CERT-AgID ha di recente diffuso un aggiornamento sullo stato dell’arte delle potenziali vulnerabilità dei sistemi delle Pubbliche Amministrazioni. Più nel dettaglio, tale report mostra quanto viene attualmente utilizzato il protocollo HTTPS e quanto vengono aggiornati i CMS sui quali vengono sviluppati i portali.
Per analizzare i siti, CERT-AgID si è rifatto alla lista ufficiale dei siti delle PA, che però non è ancora completa. Quel che basta però per dare un quadro statistico allarmante sulla tenuta dei siti web istituzionali. Iniziando dal protocollo HTTPS, i grafici mostrano come tra il 2020 e il 2021 siano aumentati i siti considerati sicuri.
Il dato passa dal 9% del 2020 ad un 22% registrato quest’anno, così come una netta diminuzione dei siti con vulnerabilità gravi, che passano dal 67% al 53% (-14%). Questi dati sono certamente positivi ma si può e si deve fare di più. Come vediamo nei grafici, attualmente solo il 2% dei siti pubblici non utilizza il protocollo HTTPS e sono anche aumentati dell’1% i siti malconfigurati (23%).
Sul 2% che non utilizza il protocollo HTTPS, CERT-AgID fa sapere che seppur la percentuale sia invariata adesso siamo passati da più di 440 siti a 340. Passando poi alle situazioni definite come Gravi, la ricerca AgID spiega che a livello di percentuali non si è smosso nulla dall’ultima osservazione. È tuttavia interessante vedere la composizione di questa categoria.
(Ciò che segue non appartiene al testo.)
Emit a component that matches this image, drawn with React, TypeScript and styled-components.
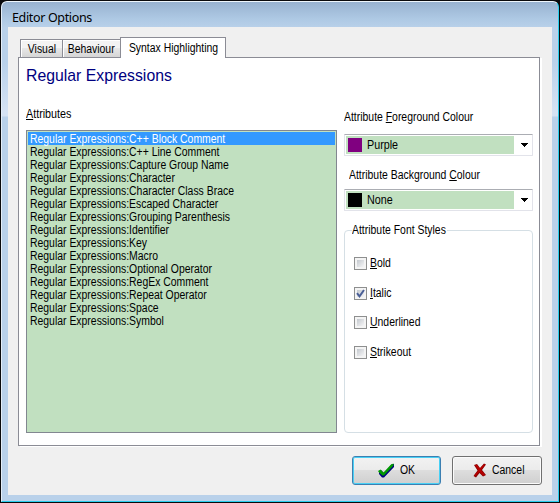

Gli accorgimenti maggiormente utilizzati sono stati il redirect a HTTPS (4000 siti), l’aggiustamento del Certificato SSL (3500 siti circa) ed infine l’abbandono di TLS 1.0 e 1.1, ormai da tempo obsoleti e sconsigliati.
Passando ai CMS è interessante notare come la situazione sia meno rosea rispetto ai protocolli appena visti.
Sia per quel che riguarda i CMS aggiornati che per quelli non aggiornati, le percentuali risultano essere peggiori dello scorso anno. I primi passano dal 13% circa all’8,3% (-5,4%), mentre i secondi aumentano del 7% passando dal 23% al 30%. Incuriosisce anche il dato sul mancato rilevamento del CMS utilizzato (ultimo grafico a destra), che mostra come per la metà dei siti non sia possibile capire quale piattaforma viene utilizzata.
A proposito di piattaforme, quella col maggior numero di utenti tra le PA è ovviamente WordPress, che con 4490 siti batte e doppia Joomla, ancora in seconda posizione con 2348 siti. Le Pubbliche Amministrazioni, però, non utilizzano soltanto i CMS più noti. Dal report si può notare che son stati rilevati almeno 31 diverse piattaforme. Questo forse potrebbe rendere anche più farraginoso il discorso sulla sicurezza.
Se da un lato questi dati sulla cybersecurity del settore pubblico possono sembrare preoccupanti, specialmente quelli sui CMS, è anche doveroso spiegare che non ci si può basare solo su certe osservazioni. Di fatto, l’implementazione di HTTPS oramai non è neanche più sinonimo di sicurezza del sito mentre non basta soltanto aggiornare i CMS. Ciò invece che se ne può evincere è un aspetto più volte sottolineato anche in questo blog: la scarsa cultura di cybersecurity all’interno della Pubblica Amministrazione.
Vedendo come le strutture pubbliche sembrano gestire i loro portali, magari pieni di dati sensibili, si possono capire anche i rischi per cittadini e per l’immagine di istituzioni che dovrebbero tutelare quest’ultimi. Alla luce di questo non stupiscono fatti gravi come quelli della Regione Lazio o altri casi di cronaca estera che hanno bloccato intere strutture con enormi danni successivi.